Future trends: where construction reporting is heading
The next phase of construction reporting will be less about static dashboards and more about guided decisions. AI-assisted Operations will increasingly help identify unusual cost patterns, delayed approvals, procurement anomalies and forecast inconsistencies. Business Intelligence will become more contextual, combining project, finance and supply chain signals into scenario-based recommendations. Customer Lifecycle Management will matter more for contractors expanding into service, maintenance and recurring revenue models, where project reporting must connect to post-handover obligations. Firms with stronger data governance will be better positioned to use these capabilities responsibly.

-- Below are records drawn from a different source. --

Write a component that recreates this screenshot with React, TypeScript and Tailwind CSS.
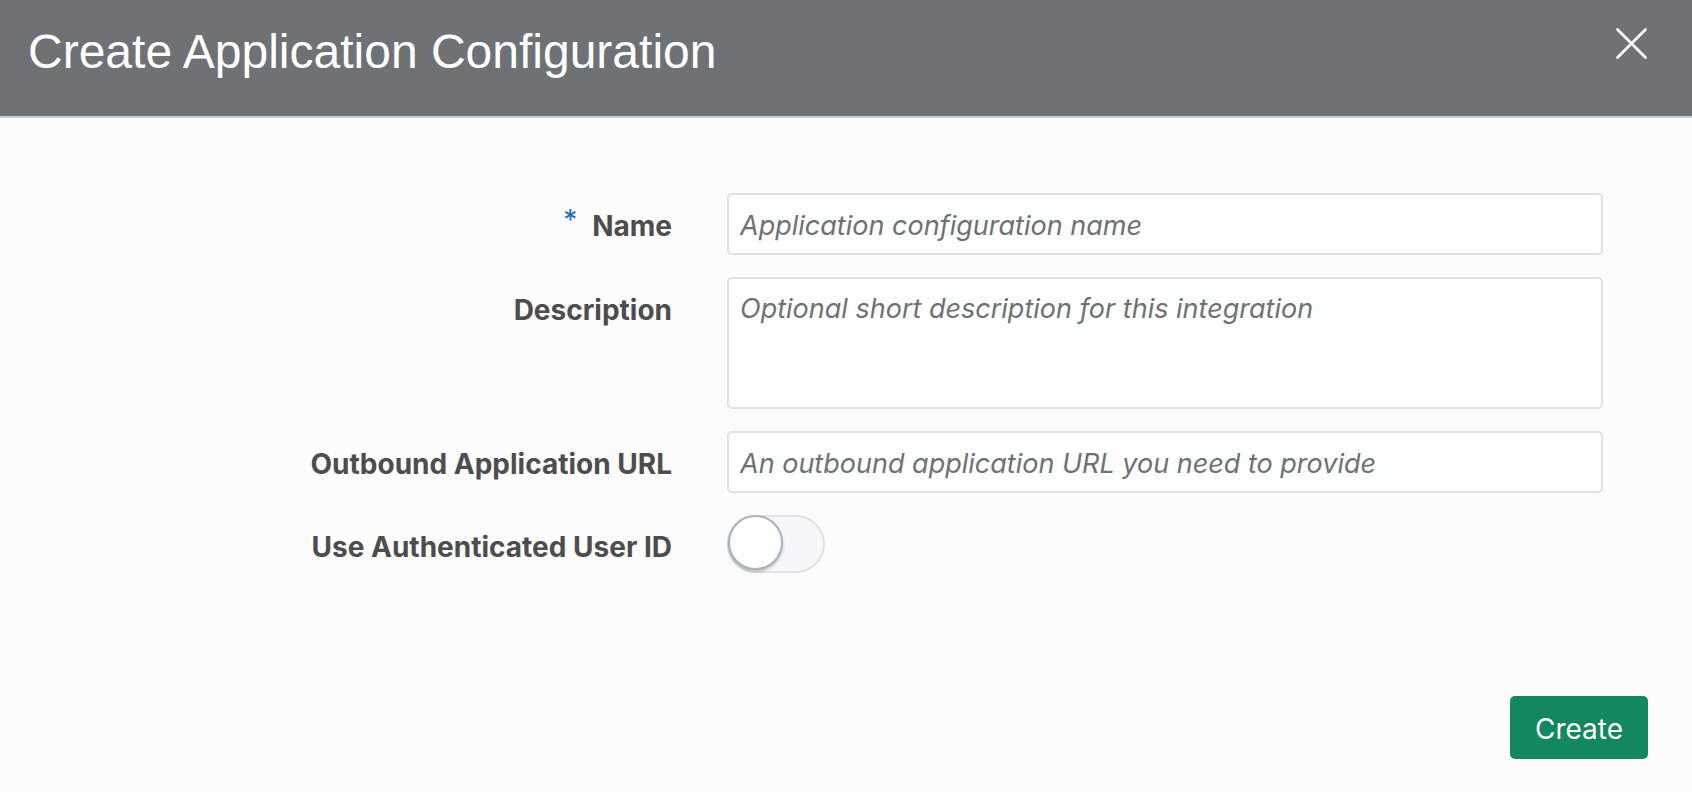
const LABEL =
  "w-[672px] shrink-0 pt-4 text-right text-[28px] leading-[34px] font-bold text-[#4d4d4d] [font-family:Inter,'Liberation_Sans',sans-serif]";

const FIELD =
  "ml-[55px] w-[876px] rounded-[5px] border-2 border-[#dfe3e6] bg-[#fdfefe] px-[11px] text-[27px] italic text-[#333] placeholder:text-[#6f7173] outline-none [font-family:Inter,'Liberation_Sans',sans-serif]";

function Toggle() {
  return (
    <div className="relative ml-[55px] h-[58px] w-[98px] rounded-full border-2 border-[#dfe3e6] bg-[#f5f7f9]">
      <span className="absolute -left-[1px] -top-[2px] h-[55px] w-[55px] rounded-full border-2 border-[#a8b2ba] bg-white shadow-[0_2px_3px_rgba(0,0,0,0.22)]" />
    </div>
  );
}

export default function App() {
  return (
    <div className="flex h-[792px] w-[1692px] flex-col bg-[#fcfcfc]">
      <header className="flex h-[118px] shrink-0 items-start justify-between border-b-2 border-[#c4ced5] bg-[#6f7275] pl-[28px] pr-[45px]">
        <h1 className="pt-[28px] text-[48px] leading-[48px] text-white [font-family:'Liberation_Sans',Arial,sans-serif]">
          Create Application Configuration
        </h1>
        <button className="mt-[28px] text-white" aria-label="Close">
          <svg width="31" height="31" viewBox="0 0 31 31" fill="none" stroke="currentColor" strokeWidth="2.6" strokeLinecap="round">
            <path d="M1.5 1.5 29.5 29.5M29.5 1.5 1.5 29.5" />
          </svg>
        </button>
      </header>

      <main className="flex flex-1 flex-col gap-[22px] pt-[75px]">
        <div className="flex items-start">
          <label className={LABEL}>
            <span className="relative -top-[6px] mr-[15px] font-normal text-[#1f6fc0]">*</span>
            Name
          </label>
          <input className={`${FIELD} h-[62px] pt-[2px]`} placeholder="Application configuration name" />
        </div>

        <div className="flex items-start">
          <label className={LABEL}>Description</label>
          <textarea
            className={`${FIELD} h-[132px] resize-none pt-[13px] leading-[34px]`}
            placeholder="Optional short description for this integration"
          />
        </div>

        <div className="flex items-start">
          <label className={LABEL}>Outbound Application URL</label>
          <input className={`${FIELD} h-[62px] pt-[2px]`} placeholder="An outbound application URL you need to provide" />
        </div>

        <div className="flex items-start">
          <label className={`${LABEL} pt-[15px]`}>Use Authenticated User ID</label>
          <Toggle />
        </div>

        <div className="mt-auto flex justify-end pb-[33px] pr-[44px]">
          <button className="h-[63px] w-[138px] rounded-[5px] bg-[#138760] pt-[3px] text-[28px] text-white [font-family:Inter,'Liberation_Sans',sans-serif]">
            Create
          </button>
        </div>
      </main>
    </div>
  );
}
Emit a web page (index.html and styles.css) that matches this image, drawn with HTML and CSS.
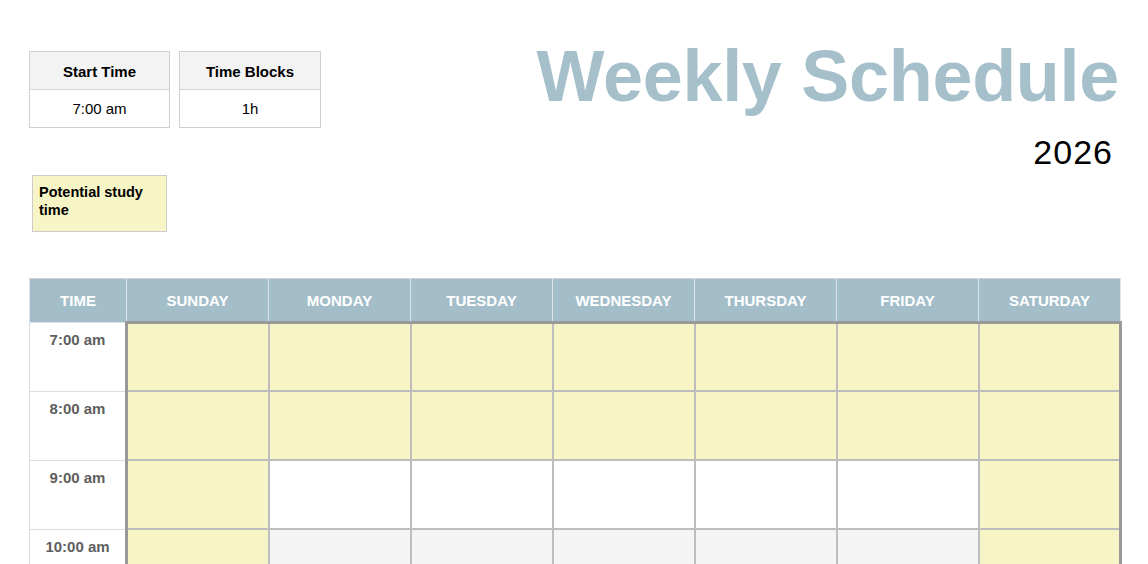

At the same time, executive teams should remain cautious. AI can accelerate review, but it should not replace commercial judgment, contractual interpretation or site leadership. The firms that benefit most will be those that combine disciplined process design, governed Cloud ERP, practical Workflow Automation and clear accountability.
Executive Conclusion
Better cost control decisions in construction do not come from more reporting. They come from better reporting models built around business decisions, operational events and financial accountability. The right model connects field execution, procurement, inventory, subcontracting, project controls and finance into a governed decision system. It clarifies ownership, shortens reporting latency, improves forecast quality and reduces margin surprises. For executive teams, the priority is to standardize definitions, redesign process handoffs, modernize ERP where needed and implement role-based reporting with clear escalation thresholds. For partners and enterprise transformation leaders, the opportunity is to build a scalable operating foundation that supports current project control needs while preparing for AI-assisted analytics, stronger governance and long-term enterprise resilience.